===== PROVIDED MATERIAL

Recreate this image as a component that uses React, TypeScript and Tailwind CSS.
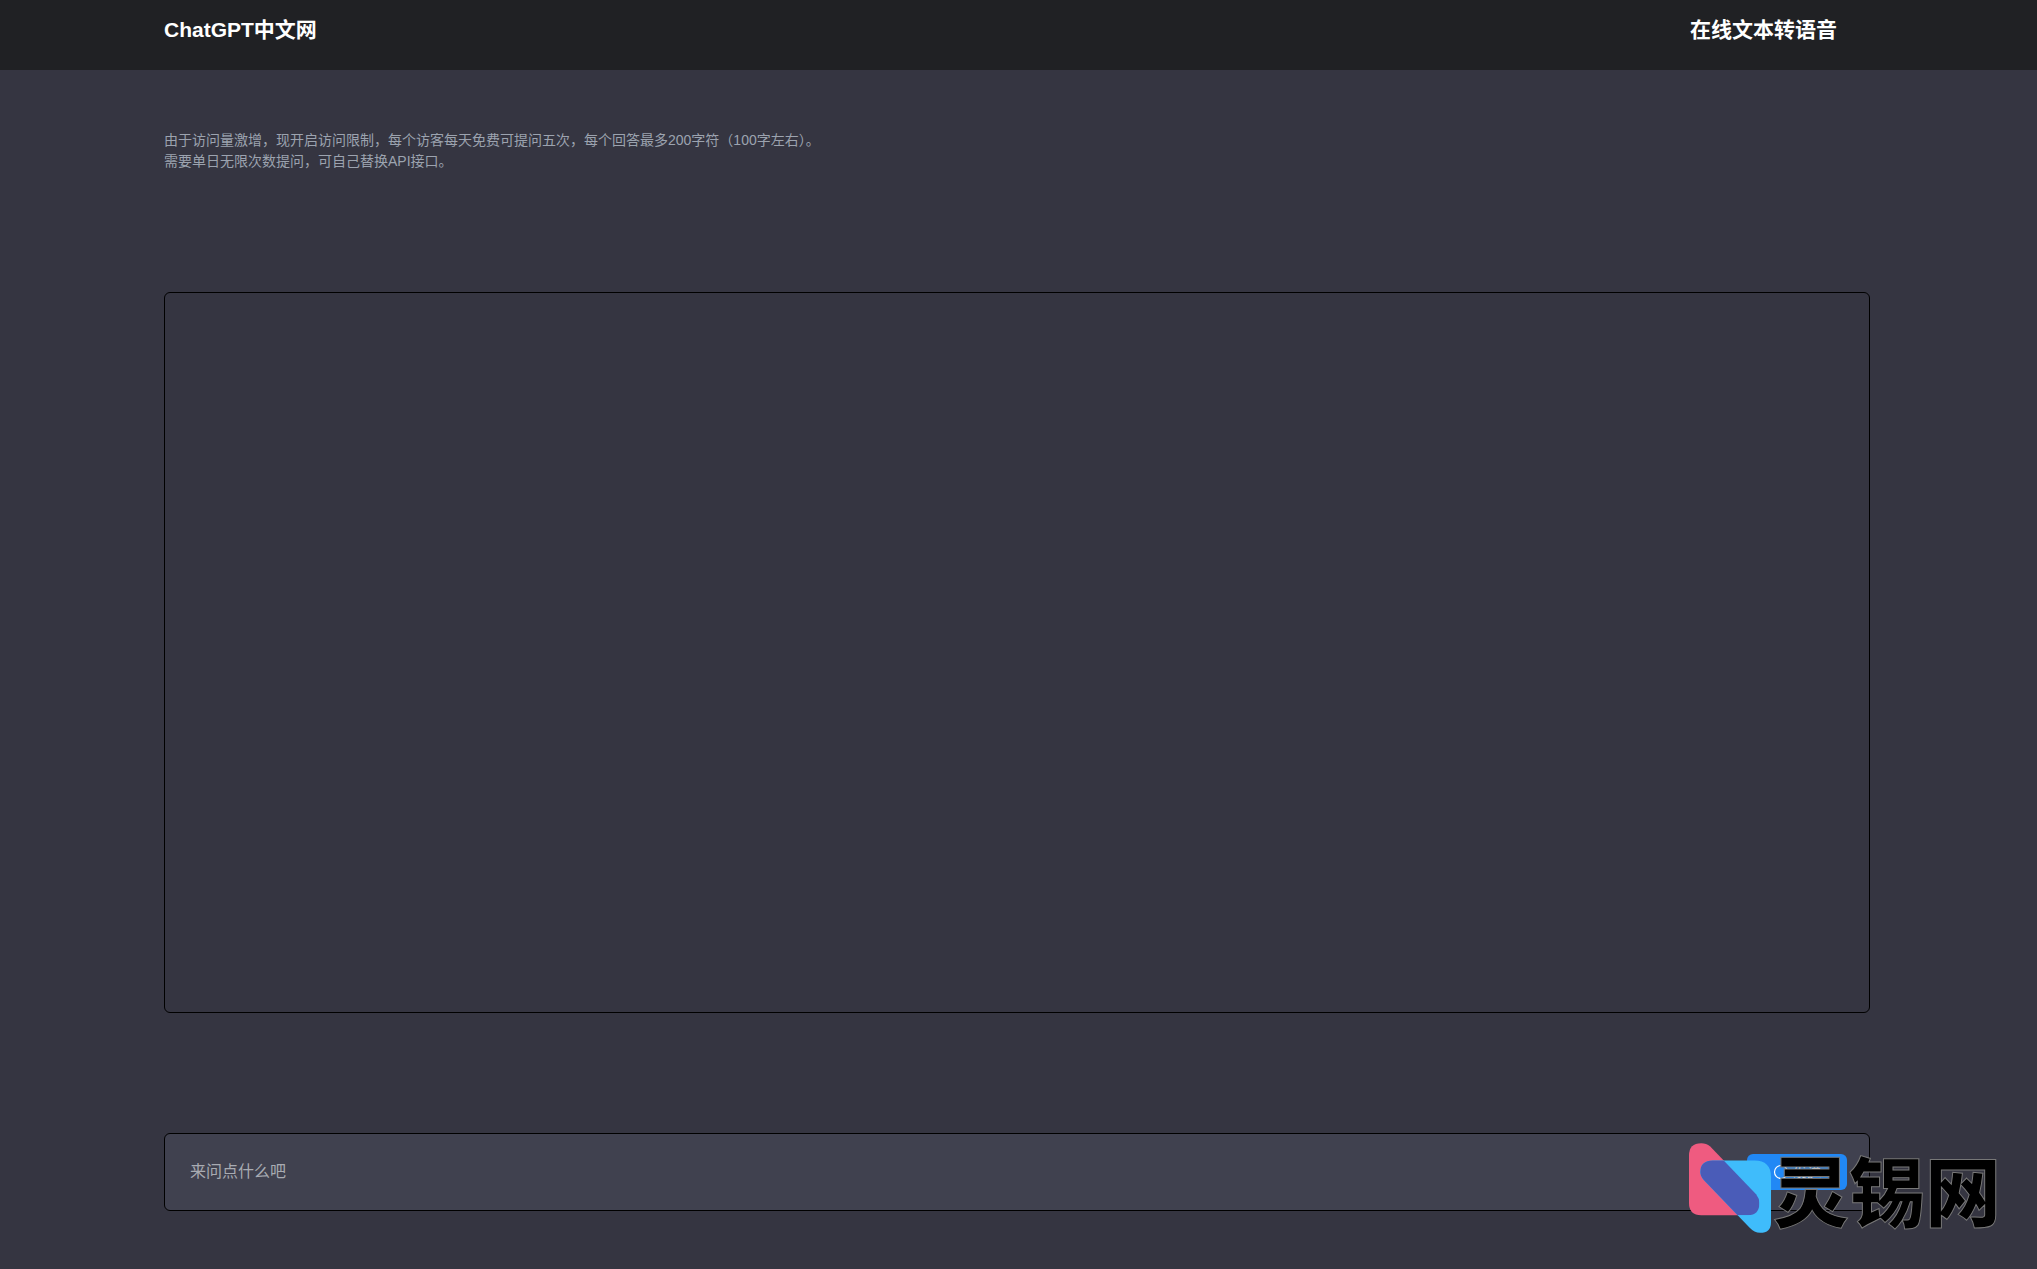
const fontStack = "font-['Liberation_Sans','Noto_Sans_CJK_SC',sans-serif]";

const pinkPath = "M88 105 Q88 68 125 68 Q140 68 152 78 L290 222 Q300 235 300 248 Q300 285 265 285 L125 285 Q88 285 88 248 Z";
const bluePath = "M122 155 Q122 120 160 120 L285 120 Q335 120 335 170 L335 305 Q335 338 302 338 Q285 338 270 322 L133 180 Q122 168 122 155 Z";

// full-width punctuation, as in the original notice
const notice1 = "由于访问量激增\uFF0C现开启访问限制\uFF0C每个访客每天免费可提问五次\uFF0C每个回答最多200字符\uFF08100字左右\uFF09。";
const notice2 = "需要单日无限次数提问\uFF0C可自己替换API接口。";

function Watermark() {
    return (
        <div className="absolute left-[1689px] top-[1143px] flex items-start">
            <svg width="88" height="95" viewBox="88 68 265 285" className="shrink-0">
                <defs>
                    <clipPath id="pink-clip">
                        <path d={pinkPath} />
                    </clipPath>
                </defs>
                <path d={pinkPath} fill="#ef5b80" />
                <path d={bluePath} fill="#3fbcfb" />
                <path d={bluePath} fill="#4a5cb8" clipPath="url(#pink-clip)" />
            </svg>
            <span className="ml-[-4px] mt-[3px] text-[76px] leading-[84px] font-black whitespace-nowrap text-black font-['Noto_Sans_CJK_SC',sans-serif] [-webkit-text-stroke:1px_#777]">
                灵锡网
            </span>
        </div>
    );
}

export default function App() {
    return (
        <div className={`relative h-[1269px] overflow-hidden bg-[#353541] ${fontStack}`}>
            <header className="h-[70px] bg-[#202124] pl-[164px] pr-[200px] flex items-start justify-between pt-[17px]">
                <a className="text-[21px] leading-[26px] font-bold text-white">ChatGPT中文网</a>
                <a className="text-[21px] leading-[26px] font-bold text-white">在线文本转语音</a>
            </header>

            <main className="px-[164px] w-[2034px]">
                <p className="mt-[60px] text-[14px] leading-[21px] text-[#9ca3af]">
                    {notice1}
                    <br />
                    {notice2}
                </p>

                <div className="mt-[120px] h-[721px] rounded-md border border-black bg-[#353541]" />

                <div className="mt-[120px] h-[78px] rounded-md border border-black bg-[#40414f] flex items-center justify-between pl-[25px] pr-[22px]">
                    <span className="text-[16px] text-[#a8abb2]">来问点什么吧</span>
                    <button className="w-[100px] h-[36px] rounded-md bg-[#2188f5] text-white text-[14px] flex items-center justify-center gap-1">
                        <svg width="16" height="16" viewBox="0 0 16 16" fill="none" stroke="white" strokeWidth="1.2">
                            <circle cx="8" cy="8" r="6.5" />
                        </svg>
                        发送
                    </button>
                </div>
            </main>

            <Watermark />
        </div>
    );
}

==========

WHAT IS REQUIRED ->
Write out the full set of lines verbatim, without the pictures.

CORRECT RESPONSE ->
Recreate this image as a component that uses React, TypeScript and Tailwind CSS.
const fontStack = "font-['Liberation_Sans','Noto_Sans_CJK_SC',sans-serif]";

const pinkPath = "M88 105 Q88 68 125 68 Q140 68 152 78 L290 222 Q300 235 300 248 Q300 285 265 285 L125 285 Q88 285 88 248 Z";
const bluePath = "M122 155 Q122 120 160 120 L285 120 Q335 120 335 170 L335 305 Q335 338 302 338 Q285 338 270 322 L133 180 Q122 168 122 155 Z";

// full-width punctuation, as in the original notice
const notice1 = "由于访问量激增\uFF0C现开启访问限制\uFF0C每个访客每天免费可提问五次\uFF0C每个回答最多200字符\uFF08100字左右\uFF09。";
const notice2 = "需要单日无限次数提问\uFF0C可自己替换API接口。";

function Watermark() {
    return (
        <div className="absolute left-[1689px] top-[1143px] flex items-start">
            <svg width="88" height="95" viewBox="88 68 265 285" className="shrink-0">
                <defs>
                    <clipPath id="pink-clip">
                        <path d={pinkPath} />
                    </clipPath>
                </defs>
                <path d={pinkPath} fill="#ef5b80" />
                <path d={bluePath} fill="#3fbcfb" />
                <path d={bluePath} fill="#4a5cb8" clipPath="url(#pink-clip)" />
            </svg>
            <span className="ml-[-4px] mt-[3px] text-[76px] leading-[84px] font-black whitespace-nowrap text-black font-['Noto_Sans_CJK_SC',sans-serif] [-webkit-text-stroke:1px_#777]">
                灵锡网
            </span>
        </div>
    );
}

export default function App() {
    return (
        <div className={`relative h-[1269px] overflow-hidden bg-[#353541] ${fontStack}`}>
            <header className="h-[70px] bg-[#202124] pl-[164px] pr-[200px] flex items-start justify-between pt-[17px]">
                <a className="text-[21px] leading-[26px] font-bold text-white">ChatGPT中文网</a>
                <a className="text-[21px] leading-[26px] font-bold text-white">在线文本转语音</a>
            </header>

            <main className="px-[164px] w-[2034px]">
                <p className="mt-[60px] text-[14px] leading-[21px] text-[#9ca3af]">
                    {notice1}
                    <br />
                    {notice2}
                </p>

                <div className="mt-[120px] h-[721px] rounded-md border border-black bg-[#353541]" />

                <div className="mt-[120px] h-[78px] rounded-md border border-black bg-[#40414f] flex items-center justify-between pl-[25px] pr-[22px]">
                    <span className="text-[16px] text-[#a8abb2]">来问点什么吧</span>
                    <button className="w-[100px] h-[36px] rounded-md bg-[#2188f5] text-white text-[14px] flex items-center justify-center gap-1">
                        <svg width="16" height="16" viewBox="0 0 16 16" fill="none" stroke="white" strokeWidth="1.2">
                            <circle cx="8" cy="8" r="6.5" />
                        </svg>
                        发送
                    </button>
                </div>
            </main>

            <Watermark />
        </div>
    );
}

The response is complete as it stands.